Lately my feet were acting up.  Killing me.  I thought it was neuropathy and maybe arthritis too. Either way it was bad. Hot shower helped but only briefly, and then the pain was right back. Both numbness and pain at the same time that is difficult to explain to someone who never experienced this.

I considered the possibilities. Haven’t seen my doctor in ages and haven’t taken any meds in about the same time span. Maybe the time has come to reverse aka see the doc and ask for some meds. Argh. Hated even thinking about it.

And then it dawned on me. Diabetic socks of course!  And here they are.

July 31. D socks

I am getting these babies free each month through my insurance plan, Aetna. Yep, Aetna gives you a monthly allowance, $15 for me, and then I can pick some freebies online within the allowance.

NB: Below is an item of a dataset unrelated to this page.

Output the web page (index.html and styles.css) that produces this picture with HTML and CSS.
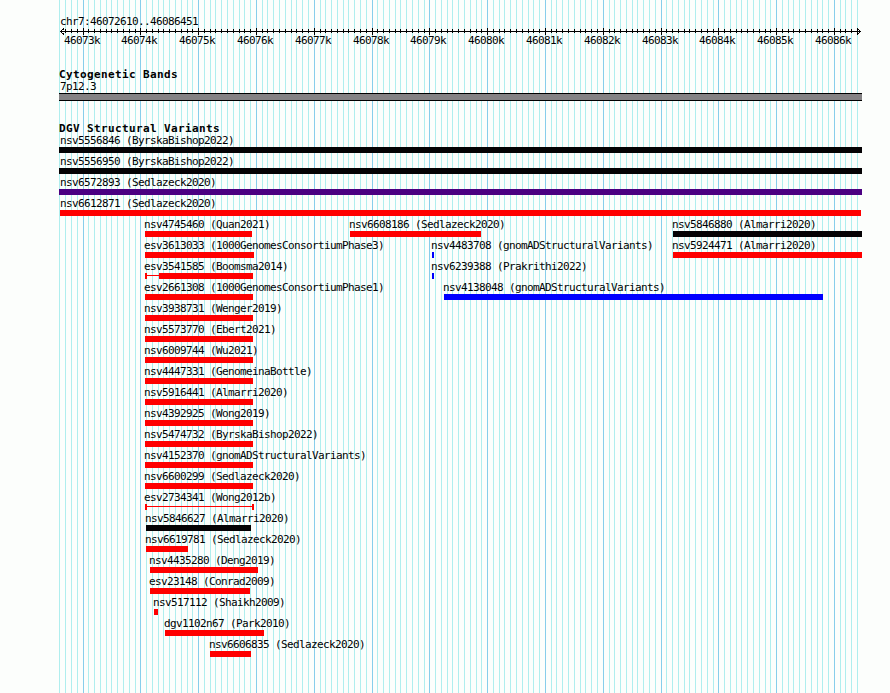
FILE: index.html
```html
<!DOCTYPE html>
<html lang="en">
<head>
    <meta charset="UTF-8">
    <title>chr7:46072610..46086451</title>
    <link rel="stylesheet" href="styles.css">
</head>
<body>
  <div class="browser">
    <svg class="gridlines" id="gridlines" width="890" height="693" shape-rendering="crispEdges"></svg>

    <header class="ruler">
      <div class="region">chr7:46072610..46086451</div>
      <svg class="scale" id="scale" width="890" height="7" shape-rendering="crispEdges"></svg>
      <div class="ticks" id="ticks"></div>
    </header>

    <section class="track cytobands">
      <h2>Cytogenetic Bands</h2>
      <div class="label">7p12.3</div>
      <div class="band"></div>
    </section>

    <section class="track variants">
      <h2>DGV Structural Variants</h2>
      <div id="variants"></div>
    </section>
  </div>

  <script src="script.js"></script>
</body>
</html>
```
FILE: styles.css
```css
html, body {
    margin: 0;
    padding: 0;
    background-color: #fcfefc;
}

.browser {
    position: relative;
    width: 890px;
    height: 693px;
    overflow: hidden;
    color: #000;
    font-family: "DejaVu Sans Mono", monospace;
    font-size: 11px;
    line-height: 14px;
    letter-spacing: -0.622px;
    white-space: nowrap;
}

/* Lines behind all tracks */
.gridlines {
    position: absolute;
    top: 0;
    left: 0;
}

.gridlines .minor {
    fill: #afeeee;
}

.gridlines .major {
    fill: #87ceeb;
}

/* Ruler */
.ruler {
    position: relative;
    padding-top: 15px;
}

.region {
    margin-left: 60px;
    height: 13px;
}

.scale {
    display: block;
}

.scale path {
    fill: none;
    stroke: #000;
}

.ticks {
    display: grid;
    height: 12px;
    margin-top: -1px;
}

.ticks span {
    grid-area: 1 / 1;
}

/* Tracks */
.track {
    position: relative;
}

.track h2 {
    margin: 0 0 0 59px;
    height: 12px;
    font-size: 11px;
    line-height: 14px;
    font-weight: bold;
    letter-spacing: 0.378px;
}

.cytobands {
    margin-top: 22px;
}

.cytobands .label {
    margin-left: 60px;
    height: 13px;
}

.band {
    box-sizing: border-box;
    width: 803px;
    height: 8px;
    margin-left: 59px;
    background-color: #848284;
    border-top: 1px solid #000;
    border-bottom: 1px solid #000;
}

.variants {
    margin-top: 21px;
}

.row {
    display: grid;
    height: 21px;
}

.feature {
    grid-area: 1 / 1;
    justify-self: start;
}

.feature .name {
    display: block;
    height: 13px;
    margin-left: -1px;
}

.feature .glyph {
    display: block;
    height: 6px;
}

/* features that start at the left edge of the region */
.feature.edge .name {
    margin-left: 0;
}

.feature.full .name {
    margin-left: 1px;
}

.red {
    fill: #ff0000;
}

.black {
    fill: #040204;
}

.indigo {
    fill: #4b0082;
}

.blue {
    fill: #0000ff;
}
```
FILE: script.js
```js
const START = 46072610;
const END = 46086451;
const LEFT = 60;
const WIDTH = 800;

function toX(pos) {
  return Math.round(LEFT + (pos - START) * WIDTH / (END - START));
}

// [name, color, [start, end] blocks]
const rows = [
  [["nsv5556846 (ByrskaBishop2022)", "black", [59, 862]]],
  [["nsv5556950 (ByrskaBishop2022)", "black", [59, 862]]],
  [["nsv6572893 (Sedlazeck2020)", "indigo", [59, 862]]],
  [["nsv6612871 (Sedlazeck2020)", "red", [60, 861]]],
  [["nsv4745460 (Quan2021)", "red", [145, 252]], ["nsv6608186 (Sedlazeck2020)", "red", [350, 481]], ["nsv5846880 (Almarri2020)", "black", [673, 862]]],
  [["esv3613033 (1000GenomesConsortiumPhase3)", "red", [145, 254]], ["nsv4483708 (gnomADStructuralVariants)", "blue", [432, 434]], ["nsv5924471 (Almarri2020)", "red", [673, 862]]],
  [["esv3541585 (Boomsma2014)", "red", [145, 147], [159, 253]], ["nsv6239388 (Prakrithi2022)", "blue", [432, 434]]],
  [["esv2661308 (1000GenomesConsortiumPhase1)", "red", [145, 253]], ["nsv4138048 (gnomADStructuralVariants)", "blue", [444, 823]]],
  [["nsv3938731 (Wenger2019)", "red", [145, 253]]],
  [["nsv5573770 (Ebert2021)", "red", [145, 253]]],
  [["nsv6009744 (Wu2021)", "red", [145, 253]]],
  [["nsv4447331 (GenomeinaBottle)", "red", [145, 253]]],
  [["nsv5916441 (Almarri2020)", "red", [145, 253]]],
  [["nsv4392925 (Wong2019)", "red", [145, 253]]],
  [["nsv5474732 (ByrskaBishop2022)", "red", [145, 253]]],
  [["nsv4152370 (gnomADStructuralVariants)", "red", [145, 253]]],
  [["nsv6600299 (Sedlazeck2020)", "red", [145, 253]]],
  [["esv2734341 (Wong2012b)", "red", [145, 147], [252, 254]]],
  [["nsv5846627 (Almarri2020)", "black", [146, 251]]],
  [["nsv6619781 (Sedlazeck2020)", "red", [146, 188]]],
  [["nsv4435280 (Deng2019)", "red", [150, 258]]],
  [["esv23148 (Conrad2009)", "red", [150, 250]]],
  [["nsv517112 (Shaikh2009)", "red", [154, 158]]],
  [["dgv1102n67 (Park2010)", "red", [165, 264]]],
  [["nsv6606835 (Sedlazeck2020)", "red", [210, 251]]]
];

let grid = "";
let scale = "M60 3.5H861M64 0.5L60.5 3.5L64 6.5M857 0.5L860.5 3.5L857 6.5";
let ticks = "";

for (let pos = 46072600; pos <= 46086400; pos += 100) {
  const x = toX(pos);
  const major = pos % 1000 === 0;
  grid += `<rect class="${major ? "major" : "minor"}" x="${x}" y="0" width="1" height="693"/>`;
  if (pos > START) {
    scale += major ? `M${x + 0.5} 0V7` : `M${x + 0.5} 1V5`;
  }
  if (major) {
    ticks += `<span style="margin-left: ${x - 19}px">${pos / 1000}k</span>`;
  }
}

document.getElementById("gridlines").innerHTML = grid;
document.getElementById("scale").innerHTML = `<path d="${scale}"/>`;
document.getElementById("ticks").innerHTML = ticks;

function drawFeature([name, color, ...blocks]) {
  const start = blocks[0][0];
  const width = blocks[blocks.length - 1][1] - start;
  const rects = blocks.map(([a, b]) => `<rect x="${a - start}" y="0" width="${b - a}" height="6"/>`).join("");
  const link = blocks.length > 1 ? `<rect x="0" y="2" width="${width}" height="1"/>` : "";
  let edge = "";
  if (start < LEFT) edge = " full";
  else if (start === LEFT) edge = " edge";
  return `
    <div class="feature${edge}" style="margin-left: ${start}px">
      <span class="name">${name}</span>
      <svg class="glyph ${color}" width="${width}" height="6" shape-rendering="crispEdges">${rects}${link}</svg>
    </div>`;
}

document.getElementById("variants").innerHTML = rows
  .map(row => `<div class="row">${row.map(drawFeature).join("")}</div>`)
  .join("");
```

I usually pick the socks and a couple more of this and that. Hey they are free. Listed as Diabetic Socks in the list of freebies yet the package says Comfort Socks. Anyway, all purpose socks that worked magic for me. I’ve accumulated tons of them that were quietly sitting in a drawer up until now.

Whatcha know, it worked. Yay! In addition to wearing these socks, I upped the heat a bit for a while.  The temps dropped to about upper 60s so I figured why not.  Both are free because of what Aetna is doing, and because the heat is included in the monthly condo fee. Long live freebies!

I feel like a million dollars now that the pain is gone. Doing a happy dance.